DATASET CONTENT
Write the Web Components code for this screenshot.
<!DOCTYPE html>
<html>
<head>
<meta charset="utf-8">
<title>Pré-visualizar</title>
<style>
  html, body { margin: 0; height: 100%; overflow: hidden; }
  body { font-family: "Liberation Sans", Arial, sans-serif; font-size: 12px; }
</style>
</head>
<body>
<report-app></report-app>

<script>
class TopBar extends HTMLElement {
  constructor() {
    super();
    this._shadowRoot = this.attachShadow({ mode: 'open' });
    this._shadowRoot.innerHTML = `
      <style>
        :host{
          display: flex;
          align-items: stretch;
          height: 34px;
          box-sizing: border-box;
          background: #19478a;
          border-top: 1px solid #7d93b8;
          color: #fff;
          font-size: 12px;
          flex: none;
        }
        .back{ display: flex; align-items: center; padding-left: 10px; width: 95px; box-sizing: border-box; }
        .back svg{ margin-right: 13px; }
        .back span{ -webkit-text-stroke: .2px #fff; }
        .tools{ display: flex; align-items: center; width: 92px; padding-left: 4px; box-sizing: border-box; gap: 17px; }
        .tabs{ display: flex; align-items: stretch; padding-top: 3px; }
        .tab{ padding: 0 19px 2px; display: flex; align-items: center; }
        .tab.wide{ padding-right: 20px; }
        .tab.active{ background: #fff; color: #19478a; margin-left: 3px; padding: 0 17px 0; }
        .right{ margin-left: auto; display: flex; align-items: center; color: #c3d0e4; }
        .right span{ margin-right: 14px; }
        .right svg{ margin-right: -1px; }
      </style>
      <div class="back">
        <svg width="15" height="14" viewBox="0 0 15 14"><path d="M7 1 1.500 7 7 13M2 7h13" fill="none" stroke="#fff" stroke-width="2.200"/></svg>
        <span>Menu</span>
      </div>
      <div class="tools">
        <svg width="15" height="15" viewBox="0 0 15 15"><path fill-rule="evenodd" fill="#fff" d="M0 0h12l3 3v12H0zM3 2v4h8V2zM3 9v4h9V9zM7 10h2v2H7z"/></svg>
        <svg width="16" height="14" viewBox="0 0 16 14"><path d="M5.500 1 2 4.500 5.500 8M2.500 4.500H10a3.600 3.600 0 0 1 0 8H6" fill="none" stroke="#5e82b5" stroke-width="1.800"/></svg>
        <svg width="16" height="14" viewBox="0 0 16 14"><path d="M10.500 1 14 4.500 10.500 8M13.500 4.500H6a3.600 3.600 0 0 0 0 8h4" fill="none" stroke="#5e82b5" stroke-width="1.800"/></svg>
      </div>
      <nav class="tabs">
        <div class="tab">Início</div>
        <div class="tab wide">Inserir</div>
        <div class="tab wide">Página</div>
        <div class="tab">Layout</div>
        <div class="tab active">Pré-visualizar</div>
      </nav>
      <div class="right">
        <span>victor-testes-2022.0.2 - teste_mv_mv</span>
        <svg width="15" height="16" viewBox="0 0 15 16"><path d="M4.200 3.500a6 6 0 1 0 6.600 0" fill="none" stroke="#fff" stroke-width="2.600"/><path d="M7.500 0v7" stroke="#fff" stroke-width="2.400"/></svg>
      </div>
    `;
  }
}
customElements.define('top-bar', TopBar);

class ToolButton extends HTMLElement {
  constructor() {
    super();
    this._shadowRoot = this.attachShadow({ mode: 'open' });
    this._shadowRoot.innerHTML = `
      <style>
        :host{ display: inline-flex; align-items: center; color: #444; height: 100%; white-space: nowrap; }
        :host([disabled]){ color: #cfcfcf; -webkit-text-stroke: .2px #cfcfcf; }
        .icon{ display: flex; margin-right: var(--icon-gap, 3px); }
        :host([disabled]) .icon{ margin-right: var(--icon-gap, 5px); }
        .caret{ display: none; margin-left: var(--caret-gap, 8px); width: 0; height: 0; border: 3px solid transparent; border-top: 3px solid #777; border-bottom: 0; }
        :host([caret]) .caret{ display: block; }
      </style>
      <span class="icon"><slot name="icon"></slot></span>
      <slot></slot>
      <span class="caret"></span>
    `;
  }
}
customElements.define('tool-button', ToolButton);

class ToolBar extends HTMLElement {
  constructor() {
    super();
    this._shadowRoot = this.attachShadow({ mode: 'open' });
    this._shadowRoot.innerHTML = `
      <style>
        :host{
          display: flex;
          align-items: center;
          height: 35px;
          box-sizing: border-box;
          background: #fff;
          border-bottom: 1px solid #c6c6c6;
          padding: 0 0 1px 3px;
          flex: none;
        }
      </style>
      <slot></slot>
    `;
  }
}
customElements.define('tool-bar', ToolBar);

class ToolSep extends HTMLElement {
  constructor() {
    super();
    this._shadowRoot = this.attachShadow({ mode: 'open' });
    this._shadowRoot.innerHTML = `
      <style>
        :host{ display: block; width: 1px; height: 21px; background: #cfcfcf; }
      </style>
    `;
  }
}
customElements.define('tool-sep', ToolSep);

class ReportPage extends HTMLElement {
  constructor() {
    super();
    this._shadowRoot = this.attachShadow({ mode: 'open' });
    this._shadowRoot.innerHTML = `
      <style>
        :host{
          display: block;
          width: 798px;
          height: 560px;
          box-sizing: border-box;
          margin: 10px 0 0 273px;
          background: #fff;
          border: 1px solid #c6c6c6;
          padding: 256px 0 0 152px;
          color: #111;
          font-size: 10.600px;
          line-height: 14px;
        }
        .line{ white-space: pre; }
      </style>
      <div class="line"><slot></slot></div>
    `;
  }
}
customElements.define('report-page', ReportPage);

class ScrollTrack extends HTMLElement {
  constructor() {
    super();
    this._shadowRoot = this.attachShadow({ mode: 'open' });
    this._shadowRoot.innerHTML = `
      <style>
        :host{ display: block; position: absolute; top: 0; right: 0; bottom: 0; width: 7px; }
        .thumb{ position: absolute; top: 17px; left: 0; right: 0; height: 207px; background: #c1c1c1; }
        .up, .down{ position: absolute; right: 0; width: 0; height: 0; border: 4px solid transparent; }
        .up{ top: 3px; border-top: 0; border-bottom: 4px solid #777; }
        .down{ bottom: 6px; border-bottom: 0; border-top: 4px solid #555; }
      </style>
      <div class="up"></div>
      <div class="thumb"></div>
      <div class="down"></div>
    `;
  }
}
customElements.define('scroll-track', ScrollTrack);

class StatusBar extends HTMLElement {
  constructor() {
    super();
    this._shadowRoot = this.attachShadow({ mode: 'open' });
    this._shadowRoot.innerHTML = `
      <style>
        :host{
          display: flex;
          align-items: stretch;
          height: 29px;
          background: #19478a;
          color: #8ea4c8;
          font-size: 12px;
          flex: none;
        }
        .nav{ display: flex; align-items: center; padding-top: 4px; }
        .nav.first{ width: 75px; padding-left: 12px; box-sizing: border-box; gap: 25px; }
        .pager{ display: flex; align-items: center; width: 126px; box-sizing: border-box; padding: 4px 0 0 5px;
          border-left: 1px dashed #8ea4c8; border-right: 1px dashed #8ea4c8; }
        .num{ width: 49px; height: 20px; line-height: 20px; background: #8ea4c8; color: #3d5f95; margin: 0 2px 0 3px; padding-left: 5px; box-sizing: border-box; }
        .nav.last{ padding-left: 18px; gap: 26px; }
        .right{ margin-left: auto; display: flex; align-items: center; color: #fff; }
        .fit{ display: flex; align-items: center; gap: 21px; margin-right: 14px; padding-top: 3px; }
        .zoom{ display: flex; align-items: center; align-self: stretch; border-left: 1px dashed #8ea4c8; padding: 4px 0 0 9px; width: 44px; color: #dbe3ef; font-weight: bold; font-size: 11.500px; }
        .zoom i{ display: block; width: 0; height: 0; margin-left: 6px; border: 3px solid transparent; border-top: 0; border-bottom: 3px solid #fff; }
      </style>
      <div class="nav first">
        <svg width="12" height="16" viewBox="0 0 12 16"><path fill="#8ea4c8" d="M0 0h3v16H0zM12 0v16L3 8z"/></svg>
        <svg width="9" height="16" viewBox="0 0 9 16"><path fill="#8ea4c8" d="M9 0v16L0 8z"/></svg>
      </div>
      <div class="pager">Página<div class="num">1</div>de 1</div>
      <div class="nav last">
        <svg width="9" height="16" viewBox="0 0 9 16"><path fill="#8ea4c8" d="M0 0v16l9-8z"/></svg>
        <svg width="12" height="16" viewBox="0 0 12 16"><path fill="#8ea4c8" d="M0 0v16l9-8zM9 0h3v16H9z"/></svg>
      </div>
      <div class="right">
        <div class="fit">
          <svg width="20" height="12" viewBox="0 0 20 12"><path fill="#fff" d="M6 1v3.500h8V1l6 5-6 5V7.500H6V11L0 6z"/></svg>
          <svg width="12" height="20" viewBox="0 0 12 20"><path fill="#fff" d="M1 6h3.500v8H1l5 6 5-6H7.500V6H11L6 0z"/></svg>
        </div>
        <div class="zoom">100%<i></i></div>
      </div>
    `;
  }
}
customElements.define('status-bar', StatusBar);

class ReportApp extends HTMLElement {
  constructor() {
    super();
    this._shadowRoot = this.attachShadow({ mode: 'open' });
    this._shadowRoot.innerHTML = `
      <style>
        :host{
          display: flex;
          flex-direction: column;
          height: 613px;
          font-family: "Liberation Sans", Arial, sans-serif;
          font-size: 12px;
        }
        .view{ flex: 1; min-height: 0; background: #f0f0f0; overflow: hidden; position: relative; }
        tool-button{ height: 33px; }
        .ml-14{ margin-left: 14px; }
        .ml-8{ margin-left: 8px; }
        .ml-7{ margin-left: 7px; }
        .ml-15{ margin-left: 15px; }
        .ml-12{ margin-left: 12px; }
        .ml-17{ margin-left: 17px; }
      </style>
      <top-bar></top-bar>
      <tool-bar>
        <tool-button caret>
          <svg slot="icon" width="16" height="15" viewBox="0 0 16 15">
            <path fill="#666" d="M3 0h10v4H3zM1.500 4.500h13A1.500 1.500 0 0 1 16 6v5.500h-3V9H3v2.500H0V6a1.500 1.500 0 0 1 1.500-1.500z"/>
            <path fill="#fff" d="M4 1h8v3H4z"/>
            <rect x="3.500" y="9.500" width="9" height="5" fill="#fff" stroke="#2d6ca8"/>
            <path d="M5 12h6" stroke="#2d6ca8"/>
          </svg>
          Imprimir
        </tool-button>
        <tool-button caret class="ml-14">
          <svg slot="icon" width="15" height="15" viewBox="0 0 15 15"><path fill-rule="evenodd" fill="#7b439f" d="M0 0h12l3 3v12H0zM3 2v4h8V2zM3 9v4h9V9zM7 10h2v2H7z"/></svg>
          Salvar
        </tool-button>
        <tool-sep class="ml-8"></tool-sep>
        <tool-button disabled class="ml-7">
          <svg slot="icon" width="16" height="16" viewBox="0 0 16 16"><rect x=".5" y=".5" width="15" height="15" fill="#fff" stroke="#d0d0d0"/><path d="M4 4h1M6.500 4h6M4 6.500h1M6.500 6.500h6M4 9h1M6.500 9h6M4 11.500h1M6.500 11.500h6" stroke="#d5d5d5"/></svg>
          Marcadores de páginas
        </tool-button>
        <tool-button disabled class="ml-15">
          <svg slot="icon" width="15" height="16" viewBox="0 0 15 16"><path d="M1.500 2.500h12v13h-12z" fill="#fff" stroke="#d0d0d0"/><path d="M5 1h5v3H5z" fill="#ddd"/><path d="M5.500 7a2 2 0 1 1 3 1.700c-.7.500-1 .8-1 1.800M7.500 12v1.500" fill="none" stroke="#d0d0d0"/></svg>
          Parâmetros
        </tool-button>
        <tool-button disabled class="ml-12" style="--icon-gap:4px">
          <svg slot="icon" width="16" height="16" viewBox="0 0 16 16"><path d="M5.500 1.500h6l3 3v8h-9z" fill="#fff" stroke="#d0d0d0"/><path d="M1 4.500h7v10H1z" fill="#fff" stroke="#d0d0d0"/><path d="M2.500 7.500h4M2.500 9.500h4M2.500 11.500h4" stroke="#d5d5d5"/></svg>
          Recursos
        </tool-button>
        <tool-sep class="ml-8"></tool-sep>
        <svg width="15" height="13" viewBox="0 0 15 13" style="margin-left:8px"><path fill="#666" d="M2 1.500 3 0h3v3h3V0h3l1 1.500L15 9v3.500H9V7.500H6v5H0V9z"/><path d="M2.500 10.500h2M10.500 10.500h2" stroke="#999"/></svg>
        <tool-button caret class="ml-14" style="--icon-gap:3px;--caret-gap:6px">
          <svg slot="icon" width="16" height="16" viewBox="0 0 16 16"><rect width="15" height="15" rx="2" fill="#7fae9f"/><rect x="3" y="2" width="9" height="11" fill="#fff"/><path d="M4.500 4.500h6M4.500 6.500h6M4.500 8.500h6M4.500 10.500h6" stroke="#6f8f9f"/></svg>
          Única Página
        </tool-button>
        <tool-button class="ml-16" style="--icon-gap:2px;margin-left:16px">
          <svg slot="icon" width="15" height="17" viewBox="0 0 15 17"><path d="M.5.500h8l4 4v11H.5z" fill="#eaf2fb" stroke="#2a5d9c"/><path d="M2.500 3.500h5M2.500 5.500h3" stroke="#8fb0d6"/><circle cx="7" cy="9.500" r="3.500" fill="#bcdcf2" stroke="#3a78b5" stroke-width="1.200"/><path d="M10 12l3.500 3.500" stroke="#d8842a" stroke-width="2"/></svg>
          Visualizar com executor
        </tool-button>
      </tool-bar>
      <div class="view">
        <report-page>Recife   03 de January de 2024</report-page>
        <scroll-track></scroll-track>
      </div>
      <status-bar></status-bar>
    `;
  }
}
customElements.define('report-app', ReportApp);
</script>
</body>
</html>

SHORT PROBLEM
The lines from the top of the data above down to the line containing "<report-app></report-app>" are to be copied exactly; no other line should appear.

TASK OUTPUT
Write the Web Components code for this screenshot.
<!DOCTYPE html>
<html>
<head>
<meta charset="utf-8">
<title>Pré-visualizar</title>
<style>
  html, body { margin: 0; height: 100%; overflow: hidden; }
  body { font-family: "Liberation Sans", Arial, sans-serif; font-size: 12px; }
</style>
</head>
<body>
<report-app></report-app>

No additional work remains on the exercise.